Elizabeth Morgan | Guyana’s faith in CARICOM
Guyana's President David Granger recently stated that his government sees Guyana's future in the Caribbean and the Caribbean's future in Guyana. On the verge of becoming an oil-producing country and seeing a turn in its economic fortunes, Guyana continues to embrace CARICOM and is reaching out to the member states as partners.
It has always been my view that within CARICOM, not enough emphasis has been placed on strengthening bilateral relations among the member states, getting to know each other, and forging a strong working relationship. Prime ministers and ministers of CARICOM member states tend mainly to meet at CARICOM events in or out of the region and to have bilateral encounters, if any, in the margins.
Guyana's embrace of CARICOM is underpinned by the fact that it was one of the founding members in 1973 and is the site of the CARICOM Secretariat. Throughout the years, Guyana has provided leadership in CARICOM on agriculture and sustainable development (e.g., low-carbon emissions), among other things. With oil, Guyana is now reaching out to strengthen intra-CARICOM bilateral relations in spite of national and regional challenges that remain.
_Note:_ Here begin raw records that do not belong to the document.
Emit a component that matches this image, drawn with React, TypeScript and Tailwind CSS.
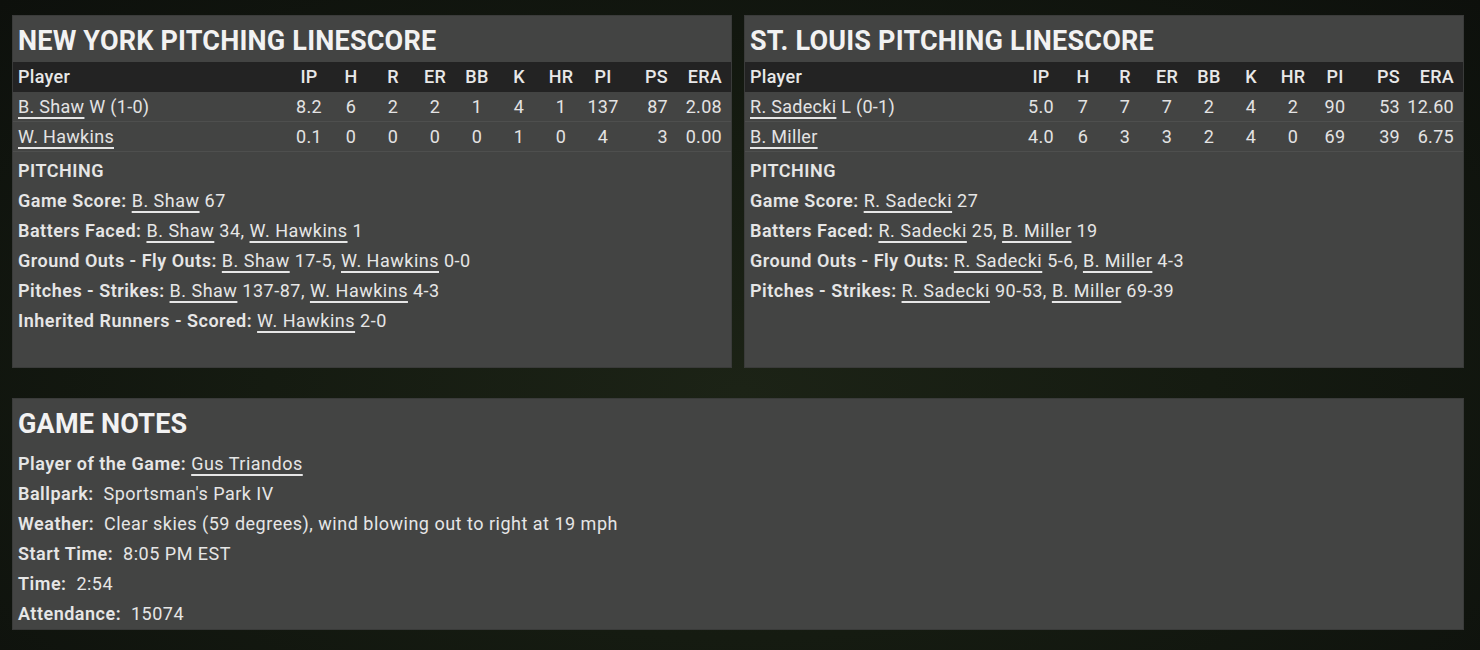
import React from "react";

type Pitcher = {
  name: string;
  note?: string;
  ip: string;
  h: number;
  r: number;
  er: number;
  bb: number;
  k: number;
  hr: number;
  pi: number;
  ps: number;
  era: string;
};

type Part = string | { link: string };
type Line = { label: string; parts: Part[] };

const nyPitchers: Pitcher[] = [
  { name: "B. Shaw", note: "W (1-0)", ip: "8.2", h: 6, r: 2, er: 2, bb: 1, k: 4, hr: 1, pi: 137, ps: 87, era: "2.08" },
  { name: "W. Hawkins", ip: "0.1", h: 0, r: 0, er: 0, bb: 0, k: 1, hr: 0, pi: 4, ps: 3, era: "0.00" },
];

const stlPitchers: Pitcher[] = [
  { name: "R. Sadecki", note: "L (0-1)", ip: "5.0", h: 7, r: 7, er: 7, bb: 2, k: 4, hr: 2, pi: 90, ps: 53, era: "12.60" },
  { name: "B. Miller", ip: "4.0", h: 6, r: 3, er: 3, bb: 2, k: 4, hr: 0, pi: 69, ps: 39, era: "6.75" },
];

const nyLines: Line[] = [
  { label: "Game Score:", parts: [{ link: "B. Shaw" }, " 67"] },
  { label: "Batters Faced:", parts: [{ link: "B. Shaw" }, " 34, ", { link: "W. Hawkins" }, " 1"] },
  { label: "Ground Outs - Fly Outs:", parts: [{ link: "B. Shaw" }, " 17-5, ", { link: "W. Hawkins" }, " 0-0"] },
  { label: "Pitches - Strikes:", parts: [{ link: "B. Shaw" }, " 137-87, ", { link: "W. Hawkins" }, " 4-3"] },
  { label: "Inherited Runners - Scored:", parts: [{ link: "W. Hawkins" }, " 2-0"] },
];

const stlLines: Line[] = [
  { label: "Game Score:", parts: [{ link: "R. Sadecki" }, " 27"] },
  { label: "Batters Faced:", parts: [{ link: "R. Sadecki" }, " 25, ", { link: "B. Miller" }, " 19"] },
  { label: "Ground Outs - Fly Outs:", parts: [{ link: "R. Sadecki" }, " 5-6, ", { link: "B. Miller" }, " 4-3"] },
  { label: "Pitches - Strikes:", parts: [{ link: "R. Sadecki" }, " 90-53, ", { link: "B. Miller" }, " 69-39"] },
];

const cols = ["IP", "H", "R", "ER", "BB", "K", "HR", "PI"];

function PlayerLink({ children }: { children: React.ReactNode }) {
  return (
    <span className="underline decoration-[1.5px] underline-offset-[4px] decoration-[#e6e6e6]">
      {children}
    </span>
  );
}

function Linescore({ title, pitchers, lines }: { title: string; pitchers: Pitcher[]; lines: Line[] }) {
  return (
    <section className="flex-1 h-[353px] bg-[#434443] border border-[#3a3b3a]">
      <h2 className="h-[46px] pt-[5px] px-[5px] flex items-center text-[27px] font-bold tracking-[0.2px] text-[#f2f2f2]">
        {title}
      </h2>
      <div className="flex h-[30px] items-center bg-[#232323] px-[5px] pr-[9px] pb-[2px] text-[18px] tracking-[0.3px] font-medium text-[#e8e8e8]">
        <div className="flex-1">Player</div>
        {cols.map((c) => (
          <div key={c} className="w-[42px] text-center">{c}</div>
        ))}
        <div className="w-[44px] text-right">PS</div>
        <div className="w-[54px] text-right">ERA</div>
      </div>
      {pitchers.map((p) => (
        <div key={p.name} className="flex h-[30px] items-center border-b border-[#4e4f4e] px-[5px] pr-[9px] text-[18px] tracking-[0.3px] text-[#e3e3e3]">
          <div className="flex-1">
            <PlayerLink>{p.name}</PlayerLink>
            {p.note && <span> {p.note}</span>}
          </div>
          {[p.ip, p.h, p.r, p.er, p.bb, p.k, p.hr, p.pi].map((v, i) => (
            <div key={i} className="w-[42px] text-center">{v}</div>
          ))}
          <div className="w-[44px] text-right">{p.ps}</div>
          <div className="w-[54px] text-right">{p.era}</div>
        </div>
      ))}
      <div className="px-[5px] pt-[3px] text-[18px] tracking-[0.5px] text-[#e6e6e6]">
        <div className="h-[30px] flex items-center font-semibold">PITCHING</div>
        {lines.map((l) => (
          <div key={l.label} className="h-[30px] flex items-center whitespace-pre">
            <span className="font-semibold">{l.label} </span>
            {l.parts.map((part, i) =>
              typeof part === "string" ? (
                <span key={i}>{part}</span>
              ) : (
                <PlayerLink key={i}>{part.link}</PlayerLink>
              )
            )}
          </div>
        ))}
      </div>
    </section>
  );
}

const notes: { label: string; value: string; link?: boolean }[] = [
  { label: "Player of the Game:", value: "Gus Triandos", link: true },
  { label: "Ballpark:", value: "Sportsman's Park IV" },
  { label: "Weather:", value: "Clear skies (59 degrees), wind blowing out to right at 19 mph" },
  { label: "Start Time:", value: "8:05 PM EST" },
  { label: "Time:", value: "2:54" },
  { label: "Attendance:", value: "15074" },
];

export default function App() {
  return (
    <main
      className="min-h-[650px] w-[1480px] bg-[radial-gradient(ellipse_at_50%_60%,#1c2316_0%,#151b11_45%,#0d100c_100%)] pl-[12px] pr-[16px] pt-[15px] text-[#e6e6e6]"
      style={{ fontFamily: "Roboto, 'Noto Sans', sans-serif" }}
    >
      <div className="flex gap-[12px]">
        <Linescore title="NEW YORK PITCHING LINESCORE" pitchers={nyPitchers} lines={nyLines} />
        <Linescore title="ST. LOUIS PITCHING LINESCORE" pitchers={stlPitchers} lines={stlLines} />
      </div>

      <section className="mt-[30px] h-[232px] bg-[#434443] border border-[#3a3b3a] px-[5px]">
        <h2 className="h-[49px] flex items-center pt-[2px] text-[27px] font-bold tracking-[0.2px] text-[#f2f2f2]">
          GAME NOTES
        </h2>
        {notes.map((n) => (
          <div key={n.label} className="h-[30px] flex items-center whitespace-pre text-[18px] tracking-[0.5px]">
            <span className="font-semibold">{n.label}</span>
            {n.link ? (
              <>
                <span> </span>
                <PlayerLink>{n.value}</PlayerLink>
              </>
            ) : (
              <span>{"  " + n.value}</span>
            )}
          </div>
        ))}
      </section>
    </main>
  );
}
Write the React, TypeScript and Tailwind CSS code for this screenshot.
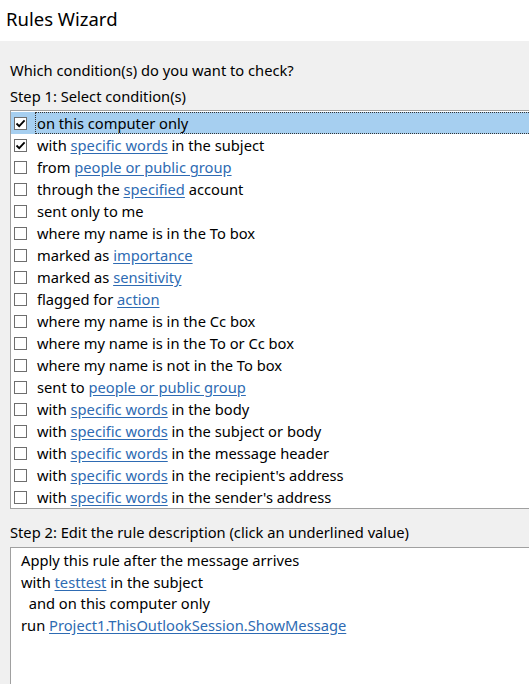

Persons are concerned about the sustainability of the CARICOM Single Market Economy (CSME) and cite Guyana being subject to unfair trade practices and the ill-treatment of its nationals travelling to and working in other CARICOM countries. There is also a border dispute with its contiguous neighbour Suriname. Nevertheless, Guyana remains committed to and sees its future with the Caribbean. The government has signalled that the country is open to investments from within the Caribbean.
Collaboration with T&T commenced almost immediately after it was revealed that there were significant quantities of oil in Guyana. With T&T's experience in the oil industry, Guyana saw cooperation as valuable. It opened a high commission in Port-of-Spain in February 2017. This September, Guyana and T&T signed a memorandum of understanding (MOU) for collaboration in energy. It was not executed without scepticism in Guyana about T&T's motives and the terms of the MOU.
Shortly thereafter, it was announced that Guyana would enter into a cooperation agreement with Barbados resulting from discussions held there during the recent meeting of the CARICOM Prime Ministerial Sub-Committee on the CSME. The editorial in the Barbados Advocate newspaper of September 24 states, "... Barbados must take fresh guard. Guyana, therefore, is one opportunity that Barbados must pursue, given the potential there."
In July, at the CARICOM Heads of Government Conference in Montego Bay, Jamaica's Prime Minister Andrew Holness had a bilateral meeting with Guyana's president, and both agreed to strengthen cooperation. From 2015, with visits to Georgetown, there was talk of advancing cooperation between the two countries.
In July 2016, Guyana and Belize signed an agreement to deepen commercial, economic, technical and cultural cooperation. In December 2016, Guyana and Suriname had agreed to strengthen cooperation and to revive their Cooperation Council. The reconstituted council met in February 2017.
In an uncertain global trade environment of protectionism, rising nationalism, Brexit and other things, Guyana is of the view that CARICOM, with the CSME, coupled with its oil resources, can be a vehicle to advance regional development.
In this regard, CARICOM needs to look very seriously at its development prospects and existing plans. Prime Minister Mia Mottley of Barbados seems genuinely committed to moving the CSME forward. A conference of CARICOM heads is to be held in Port-of-Spain, December 3-4, to continue the focus on implementation of the CSME.
Guyana is actively inviting the Caribbean's partnership. Let us hope that this outreach is a development opportunity that Caribbean governments and their private sectors will grasp. It should not be proven, down the road, that this Guyanese administration's faith in CARICOM collaboration was misplaced.